I have to admit that as much as I tried to be objective while testing the AR.Drone, more than once I was having such a good time that I forgot to take notes, mental or otherwise. Although flying the AR.Drone can be frustrating at first—it takes practice to master the controls and how the ‘copter reacts to them—once you get the hang of it, it’s a heck of a lot of fun. As I noted on Twitter last week, the 14-year-old version of me would have done just about anything for a “toy” like this.

(Although you can use the Free Flight app on an iPad, I found that the iPad’s larger size, while providing a larger camera view, felt clumsier. I much preferred using an iPhone or iPod touch.)

The AR.Drone is surprisingly responsive to your gestures, and it can be made even more so by tweaking the Free Flight app’s settings. After a couple flying sessions, I felt comfortable enough with the AR.Drone to start trying more-complex maneuvers: changing altitude while banking, rotating while flying backwards…buzzing the patio table. But even with practice, accidents happen.

When the AR.Drone is in the air but you’re not actively using the controls, the ‘copter enters a hover mode (Parrot calls it “auto-pilot”) where the brains of the AR.Drone automatically compensate—within limits—for gusts of wind or minor bumps. However, once you’re actively controlling the vehicle, this auto-correction feature is limited—bump into the corner of a chair and you’re unlikely to be able to pull out of the resulting nose dive

Perhaps the trickiest part of flying the AR.Drone is when you’re not directly behind it. For example, when the AR.Drone is facing you, tilting your iPhone to the right will cause the vehicle to bank to your left. I also found that whenever I flew over an object—a chair, a table, or similar—higher than the ground, the AR.Drone responded by quickly increasing its altitude, which sometimes led to difficult flying situations.

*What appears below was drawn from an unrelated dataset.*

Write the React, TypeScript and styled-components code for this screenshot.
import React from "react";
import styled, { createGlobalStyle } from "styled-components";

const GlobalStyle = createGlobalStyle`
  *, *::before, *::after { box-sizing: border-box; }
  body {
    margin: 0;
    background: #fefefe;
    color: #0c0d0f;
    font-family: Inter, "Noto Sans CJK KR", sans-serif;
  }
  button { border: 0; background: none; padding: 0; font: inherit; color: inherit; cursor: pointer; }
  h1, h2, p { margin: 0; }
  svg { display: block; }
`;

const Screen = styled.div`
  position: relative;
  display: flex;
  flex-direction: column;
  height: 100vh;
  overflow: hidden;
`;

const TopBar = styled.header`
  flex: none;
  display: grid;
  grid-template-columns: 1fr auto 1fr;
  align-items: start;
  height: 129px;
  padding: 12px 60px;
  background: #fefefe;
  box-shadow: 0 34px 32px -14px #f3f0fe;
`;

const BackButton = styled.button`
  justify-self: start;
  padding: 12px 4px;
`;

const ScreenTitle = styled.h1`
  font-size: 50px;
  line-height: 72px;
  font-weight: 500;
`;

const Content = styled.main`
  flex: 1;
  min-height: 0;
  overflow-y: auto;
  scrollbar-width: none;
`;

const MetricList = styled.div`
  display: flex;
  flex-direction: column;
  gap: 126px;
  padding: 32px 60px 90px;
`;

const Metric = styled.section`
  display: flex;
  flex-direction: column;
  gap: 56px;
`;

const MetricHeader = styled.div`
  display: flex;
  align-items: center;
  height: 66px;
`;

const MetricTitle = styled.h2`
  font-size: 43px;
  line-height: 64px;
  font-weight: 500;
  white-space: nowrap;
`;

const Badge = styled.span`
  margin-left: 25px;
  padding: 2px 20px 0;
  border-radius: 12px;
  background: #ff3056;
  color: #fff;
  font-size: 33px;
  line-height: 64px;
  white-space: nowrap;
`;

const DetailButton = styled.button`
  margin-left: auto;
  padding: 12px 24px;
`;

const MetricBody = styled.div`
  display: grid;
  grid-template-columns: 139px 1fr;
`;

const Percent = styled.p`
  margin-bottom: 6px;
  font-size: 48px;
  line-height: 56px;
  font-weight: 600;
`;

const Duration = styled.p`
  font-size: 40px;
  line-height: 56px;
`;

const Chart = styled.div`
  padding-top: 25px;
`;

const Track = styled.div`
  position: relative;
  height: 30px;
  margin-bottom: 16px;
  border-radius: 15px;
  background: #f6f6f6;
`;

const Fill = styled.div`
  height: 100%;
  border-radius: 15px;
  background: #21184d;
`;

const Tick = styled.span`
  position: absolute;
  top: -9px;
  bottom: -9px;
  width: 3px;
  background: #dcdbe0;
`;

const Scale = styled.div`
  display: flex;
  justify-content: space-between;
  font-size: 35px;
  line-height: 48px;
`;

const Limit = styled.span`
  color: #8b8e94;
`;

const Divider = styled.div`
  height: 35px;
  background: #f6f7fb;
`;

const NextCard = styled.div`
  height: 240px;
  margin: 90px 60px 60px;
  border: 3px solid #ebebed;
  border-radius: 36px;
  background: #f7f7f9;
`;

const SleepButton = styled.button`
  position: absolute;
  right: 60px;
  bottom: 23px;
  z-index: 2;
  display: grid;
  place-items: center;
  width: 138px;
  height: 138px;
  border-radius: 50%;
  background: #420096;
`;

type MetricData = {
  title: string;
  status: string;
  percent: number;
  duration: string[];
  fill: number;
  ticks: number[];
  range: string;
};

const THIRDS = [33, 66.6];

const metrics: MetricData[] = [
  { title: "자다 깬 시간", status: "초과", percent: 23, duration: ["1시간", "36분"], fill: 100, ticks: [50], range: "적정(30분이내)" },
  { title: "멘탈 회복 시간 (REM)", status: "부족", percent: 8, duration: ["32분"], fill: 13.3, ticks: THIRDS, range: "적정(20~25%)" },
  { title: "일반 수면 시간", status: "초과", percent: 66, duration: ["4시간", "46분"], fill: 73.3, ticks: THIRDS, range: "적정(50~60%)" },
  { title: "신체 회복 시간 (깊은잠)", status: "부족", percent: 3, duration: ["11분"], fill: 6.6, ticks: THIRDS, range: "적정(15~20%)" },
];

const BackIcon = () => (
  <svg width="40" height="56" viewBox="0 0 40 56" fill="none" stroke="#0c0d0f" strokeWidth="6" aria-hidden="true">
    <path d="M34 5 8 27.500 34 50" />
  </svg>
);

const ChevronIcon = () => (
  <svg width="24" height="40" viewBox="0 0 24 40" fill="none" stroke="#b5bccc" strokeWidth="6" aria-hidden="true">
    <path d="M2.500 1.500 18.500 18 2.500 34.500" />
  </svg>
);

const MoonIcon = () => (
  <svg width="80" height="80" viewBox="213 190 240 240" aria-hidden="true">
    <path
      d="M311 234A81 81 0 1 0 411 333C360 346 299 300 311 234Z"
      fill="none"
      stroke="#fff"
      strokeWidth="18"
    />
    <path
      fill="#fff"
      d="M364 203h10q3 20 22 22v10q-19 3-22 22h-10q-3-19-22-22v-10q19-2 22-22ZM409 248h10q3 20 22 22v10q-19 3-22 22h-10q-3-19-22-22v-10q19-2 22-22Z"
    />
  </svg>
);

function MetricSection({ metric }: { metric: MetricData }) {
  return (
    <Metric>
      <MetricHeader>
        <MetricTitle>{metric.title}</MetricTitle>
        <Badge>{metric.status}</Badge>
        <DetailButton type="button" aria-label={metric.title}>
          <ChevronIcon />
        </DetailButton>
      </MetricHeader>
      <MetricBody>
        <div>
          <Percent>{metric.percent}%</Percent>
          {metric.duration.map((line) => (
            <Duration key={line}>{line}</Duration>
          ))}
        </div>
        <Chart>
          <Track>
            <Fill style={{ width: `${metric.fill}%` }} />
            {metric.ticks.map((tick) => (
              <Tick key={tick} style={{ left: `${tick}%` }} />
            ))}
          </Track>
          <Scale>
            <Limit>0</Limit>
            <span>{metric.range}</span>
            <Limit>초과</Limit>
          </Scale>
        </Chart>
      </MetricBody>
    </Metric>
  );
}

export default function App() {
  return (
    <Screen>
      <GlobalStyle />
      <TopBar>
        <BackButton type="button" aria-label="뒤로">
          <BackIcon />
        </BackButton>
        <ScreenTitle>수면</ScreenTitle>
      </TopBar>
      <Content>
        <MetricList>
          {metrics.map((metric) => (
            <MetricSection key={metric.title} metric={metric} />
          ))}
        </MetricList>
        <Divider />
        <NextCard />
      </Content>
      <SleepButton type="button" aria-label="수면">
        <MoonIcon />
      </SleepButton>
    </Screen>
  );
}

The aforementioned hover mode comes in handy more than you might think. For example, whenever you release the accelerometer-control button, the AR.Drone automatically levels out and then remains in place until you use the controller again. If the AR.Drone flies out of range of your iPhone, the ‘copter automatically stabilizes and, if higher than 15 to 20 feet off the ground, descends to around 15 feet. And if you receive a phone call while flying the AR.Drone, the ‘copter automatically switches to hover mode and then gently lands.

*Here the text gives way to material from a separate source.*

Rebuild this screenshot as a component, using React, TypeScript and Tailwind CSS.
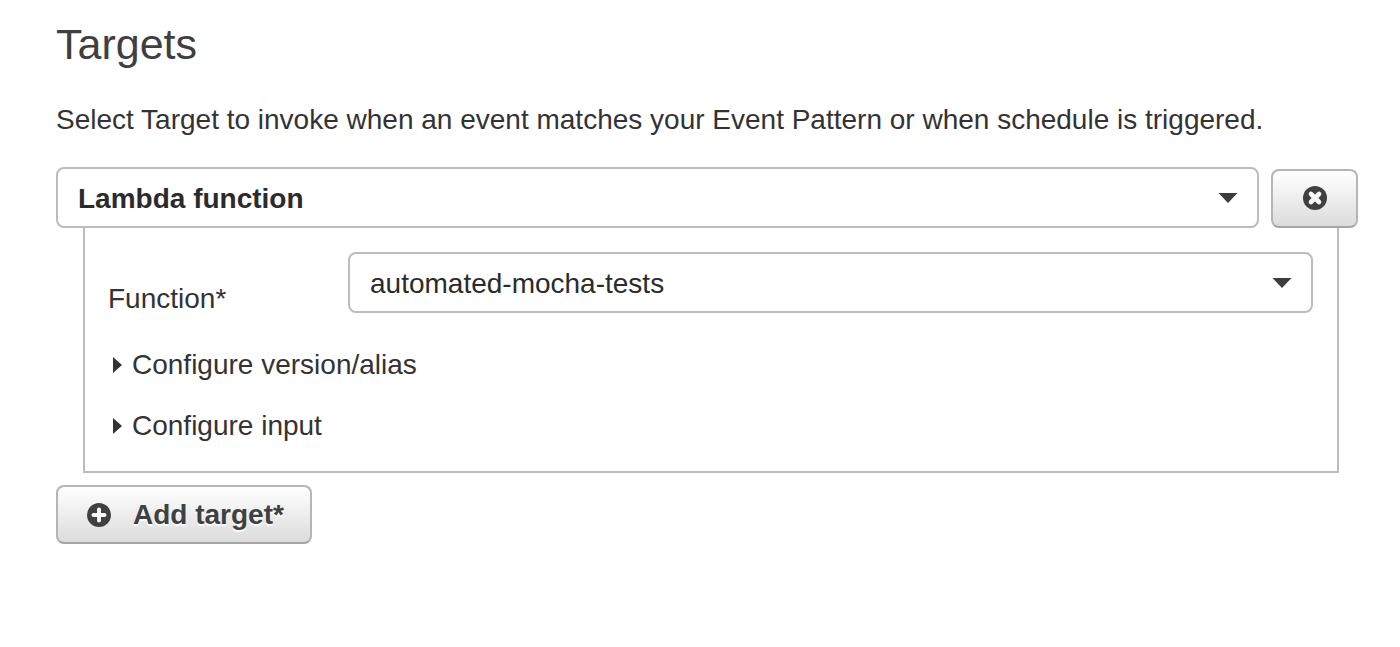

You can see the AR.Drone in action in this video from our IDG News Service colleagues:

Two of my biggest beefs with the AR.Drone relate to its battery. A full charge of the battery provides only 10 to 15 minutes of flying time, which is often frustratingly short, and it takes about an hour and a half to recharge the battery. If you want longer flying sessions, you’ll need to pungle up for an extra battery or two ($30 each), so you can swap out a dead battery for a fresh one without having to wait for a charge.

To be fair, the AR.Drone’s battery has to be small enough to fit inside the body of the ‘copter, and light enough for the ‘copter to be able to get off the ground, all the while powering quite a bit of gear: four rotors, the CPU, a bunch of sensors, a camera or two, and a wireless access point. But knowing that doesn’t stop you from wishing you could fly for longer periods.

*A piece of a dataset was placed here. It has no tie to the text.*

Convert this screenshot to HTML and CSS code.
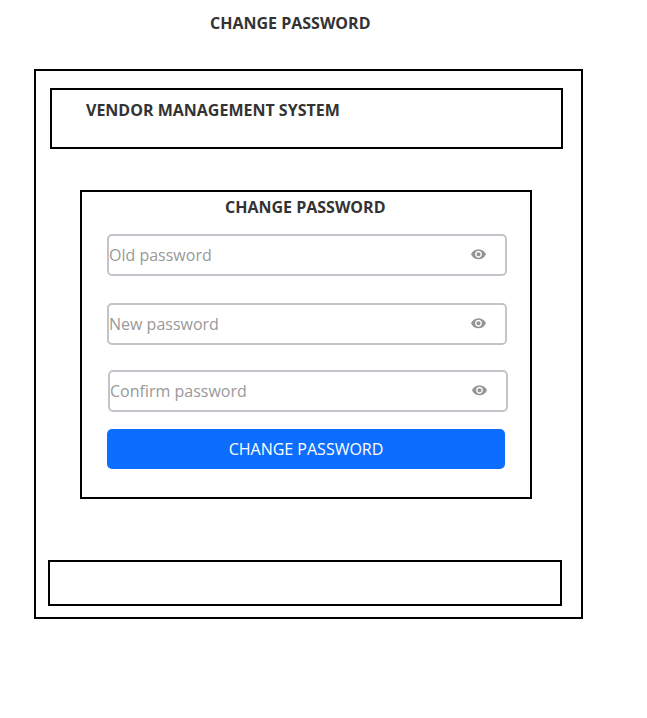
FILE: index.html
```html
<!DOCTYPE html>
<html lang="en">
<head>
<meta charset="utf-8">
<title>Change Password</title>
<link rel="stylesheet" href="styles.css">
</head>
<body>
<h1 class="page-title">CHANGE PASSWORD</h1>
<main class="frame">
  <header class="banner">VENDOR MANAGEMENT SYSTEM</header>
  <form class="card">
    <h2 class="card-title">CHANGE PASSWORD</h2>
    <div class="field">
      <span>Old password</span>
      <svg class="eye" viewBox="1 4.5 22 15"><path d="M12 4.5C7 4.5 2.73 7.61 1 12c1.73 4.39 6 7.5 11 7.5s9.27-3.11 11-7.5c-1.73-4.39-6-7.5-11-7.5zM12 17c-2.76 0-5-2.24-5-5s2.24-5 5-5 5 2.24 5 5-2.24 5-5 5zm0-8c-1.66 0-3 1.34-3 3s1.34 3 3 3 3-1.34 3-3-1.34-3-3-3z"/></svg>
    </div>
    <div class="field field-new">
      <span>New password</span>
      <svg class="eye" viewBox="1 4.5 22 15"><path d="M12 4.5C7 4.5 2.73 7.61 1 12c1.73 4.39 6 7.5 11 7.5s9.27-3.11 11-7.5c-1.73-4.39-6-7.5-11-7.5zM12 17c-2.76 0-5-2.24-5-5s2.24-5 5-5 5 2.24 5 5-2.24 5-5 5zm0-8c-1.66 0-3 1.34-3 3s1.34 3 3 3 3-1.34 3-3-1.34-3-3-3z"/></svg>
    </div>
    <div class="field field-confirm">
      <span>Confirm password</span>
      <svg class="eye" viewBox="1 4.5 22 15"><path d="M12 4.5C7 4.5 2.73 7.61 1 12c1.73 4.39 6 7.5 11 7.5s9.27-3.11 11-7.5c-1.73-4.39-6-7.5-11-7.5zM12 17c-2.76 0-5-2.24-5-5s2.24-5 5-5 5 2.24 5 5-2.24 5-5 5zm0-8c-1.66 0-3 1.34-3 3s1.34 3 3 3 3-1.34 3-3-1.34-3-3-3z"/></svg>
    </div>
    <button class="submit" type="button">CHANGE PASSWORD</button>
  </form>
  <footer class="footer"></footer>
</main>
</body>
</html>
```
FILE: styles.css
```css
* {
  box-sizing: border-box;
}

body {
  margin: 0;
  padding-top: 12px;
  background: #fff;
  color: #333;
  font: 16px/22px "Open Sans", sans-serif;
}

.page-title,
.card-title {
  margin: 0;
  font-size: 16px;
  font-weight: 700;
}

.page-title {
  padding-left: 210px;
}

.frame {
  width: 549px;
  height: 550px;
  margin: 35px 0 0 34px;
  padding: 17px 0 0 12px;
  border: 2px solid #000;
}

.banner {
  width: 513px;
  height: 61px;
  margin-left: 2px;
  padding: 9px 0 0 34px;
  border: 2px solid #000;
  font-weight: 700;
}

.card {
  width: 452px;
  height: 309px;
  margin: 41px 0 0 32px;
  padding: 4px 0 0 25px;
  border: 2px solid #000;
}

.card-title {
  padding-left: 118px;
}

.field {
  display: flex;
  align-items: center;
  justify-content: space-between;
  width: 400px;
  height: 42px;
  margin-top: 16px;
  padding-right: 19px;
  border: 2px solid #c4c3ca;
  border-radius: 5px;
  color: #999;
}

.field-new {
  margin-top: 27px;
}

.field-confirm {
  margin: 25px 0 0 1px;
}

.eye {
  width: 15px;
  height: 10.5px;
  margin-bottom: 1.5px;
  fill: #949494;
}

.submit {
  display: block;
  width: 398px;
  height: 40px;
  margin-top: 17px;
  padding: 0;
  border: 0;
  border-radius: 5px;
  background: #0d6efd;
  color: #fff;
  font: inherit;
}

.footer {
  width: 514px;
  height: 46px;
  margin-top: 61px;
  border: 2px solid #000;
}
```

At least keeping track of the current battery level is easy: The Free Flight app displays a battery meter to help you keep track of the remaining charge, and you get a warning on the screen once the battery dips below a particular level. If you don’t land the AR.Drone soon after, the vehicle will automatically land itself.

The other battery frustration is that in order to charge the battery, you must remove the AR.Drone’s hull, disconnect the battery from the vehicle, and then connect the battery to the charger. And depending on the convenience of your electrical outlets, it may end up being easier to remove the battery from the AR.Drone completely. It would be great if you could just plug the charger into a jack on the exterior of the AR.Drone. Similarly, the AR.Drone has no On/Off switch; to turn of the unit, you must disconnect the battery.

We can rebuild him…

As I mentioned, you will crash the AR.Drone, no matter how careful you are. Even with the protective (indoor) hull, bumping into something can cause the AR.Drone’s rotors to simply stop—a safety feature, according to the company—so the vehicle falls, usually onto its side or upside-down. I made it through most of my testing period without inflicting much serious damage beyond scratches and a small dent to the plastic top of the hull, but the last day of testing didn't go so well. While flying the AR.Drone outdoors—using the outdoor hull, as recommended—a gentle gust of wind pushed the 'copter into a tree branch about seven or eight feet off the ground. The rotors stopped and the AR.Drone fell onto a chair, snapping one of the rotor arms in half. Our colleagues at IDG News Service also damaged their AR.Drone—two of the rings on their test unit's indoor hull broke during indoor crashes.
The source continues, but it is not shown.